As many other African tribes, the Luba love to represent women in their sculptures. It reflects the important role of women in the Luba communities. Our head rest is a fantastic piece and represents the typical art works, like their stools, the divinitation bowls (mboko), also extraordinary carved bow stands, and memory boards (lukasa).
History of the Luba tribe
The history of the tribe is known from around the year 1500, but their reign was considerable extended under their leader Ilungu Sungu during the years 1780 and 1810, and under Kumwimbe Ngombe and Ilunga Kabale in the next 60 years. Only when European colonisers and Arab slave traders made their way into their territory, the power of the tribe was considerably reduced.
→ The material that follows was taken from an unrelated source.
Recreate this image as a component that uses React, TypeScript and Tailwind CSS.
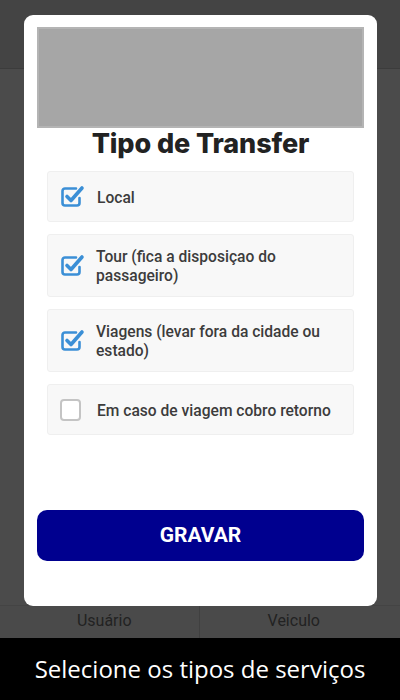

Yet, during the best days, the tribe maintained wealth and power monopolised in the hands of the rulers, dominating the trade of salt, copper, and iron ore. In addition their were fisher and hunter. Their population is reckoned to be around 1 million. The neighbouring tribes are the Chokwe, Ndembu, Kaonde, Bemba, Tabwa, Hemba, Songye, and the Lunda.
Luba religion and art
As many other African tribes, ancestor worship and rituals played a central role, but it was also a reinforcement of the tribal rulers. Through their martial, and sometimes violent history of over 500 years, they have not only developed an intense range of rituals, but also ritually related art objects. Famous are their ceremonial axes which they always carried over their shoulders. A lot of attention was paid to the sculpting of the head rest, as our piece can prove. It gave not only a resting place, but also protected the ceremonial hairstyle. The head rest was such an important and personal possession that it was often buried together with its deceased owner in his grave.